The International Committee of the Red Cross says more than 800 people were massacred this week alone in Ivory Coast, as strongman Laurent Gbagbo continues to cling to power.

GUNFIRE CONTINUED IN Ivory Coast’s main city today as rebels sought to remove the incumbent who refuses to leave office, after a week of violent ethnic fighting has left an estimated 800 people dead.

Shots were heard on Saturday morning just blocks from Laurent Gbagbo’s presidential palace in Abidjan.

Also Saturday, UN peacekeepers said they have a camp in the western town where the International Committee of the Red Cross says more than 800 people were massacred this week. UN spokeswoman Juliette Amantchi confirmed peacekeepers have a base at Duekoue, but said she had no information about the killings.
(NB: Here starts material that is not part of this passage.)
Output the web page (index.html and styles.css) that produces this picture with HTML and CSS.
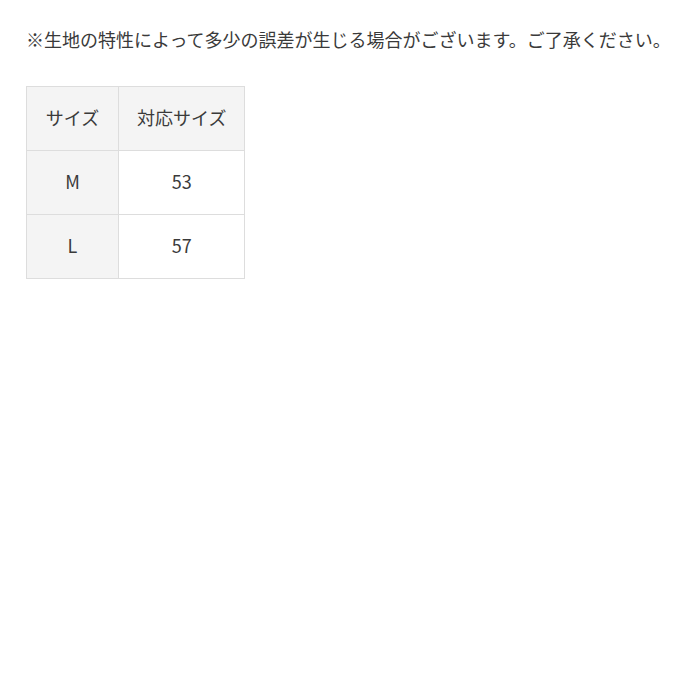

Security forces loyal to strongman Laurent Gbagbo fatally shot six women protesting his refusal to leave office Thursday, as the UN said more than 200,000 people have fled the intensified fighting. The demonstrators were cut down by machine gunfire in Abobo, the suburb that has been the scene of the bloodiest clashes in the three-month-long-crisis.

On Monday, the town was taken by the fighters vying to install democratically elected President Alassane Ouattara. Ouattara’s government Saturday denied those fighters were involved.